Part of Artistic Director Emma Rice’s final season at the Globe, All’s Well That Ends Well feels like an apt choice. The wintry January evening lends itself to the candlelit magic of the Sam Wanamaker Playhouse, complementing the fairytale, unknowable nature of the play. And the play’s psychological realism is not overshadowed either. In fact it is here that Caroline Byrne’s version shines, mostly thanks to Ellora Torchia’s committed performance as Helena.

All’s Well That Ends Well is often referred to as one of Shakespeare’s ‘problem plays’ - neither comedy nor tragedy. Yet despite this versions’ many merits, the ‘problem’ has still not been answered. The tragedy was well-handled, but the comedy could have been sharper, with more of the comic originality usually expected from the Globe.

However, there are some highly notable performances. Helena is, in Samuel Taylor Coleridge’s opinion, Shakespeare’s ‘loveliest’ character. But Ellora Torchia captures so much more than ‘loveliness’. Her incredible depth, her tenacity and her vulnerability are all especially well drawn. Paige Carter also shines as Diana, with an excellent moment to moment performance that is refreshing and captivating.

Colin Richmond’s design is spare but effective. Aware of the power in the simplicity of the candlelight, little else is added save key pieces, serving to give all the more power to these moments.
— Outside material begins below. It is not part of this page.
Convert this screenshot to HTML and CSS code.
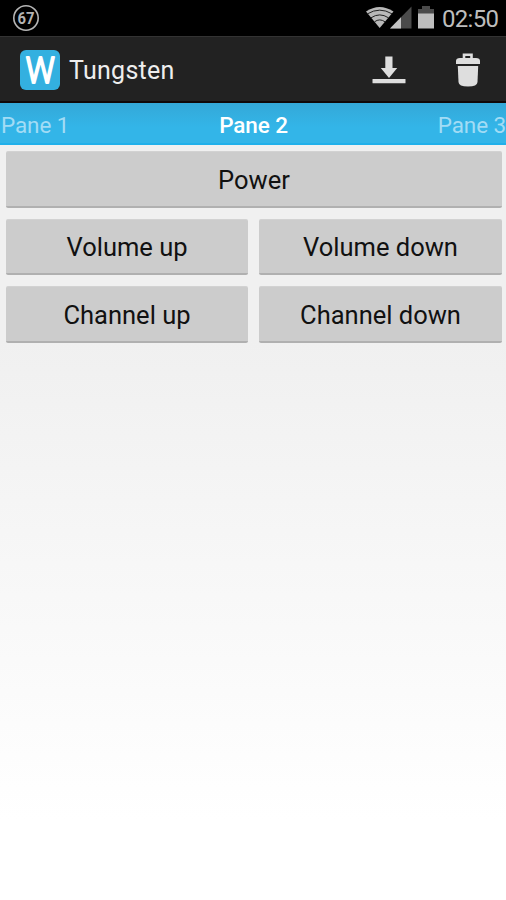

Both he and Director Caroline Byrne seem to work very well together. Memorable visuals such as Helena suspended from the ceiling, the drapes of her dress almost touching the floor, is an arresting and haunting sight. Also the skilful use of the bath. Byrne’s directing is clearly accomplished. Other mentions are for Úna Palliser as Musical Director & Theo Vidgen as Composer, with some warming musical moments.

The play is many things, part comedy part tragedy, it is about love, and war. It is not for everyone, but for aficionados, and for those looking for a magical evening with some arresting sights, it is a must see.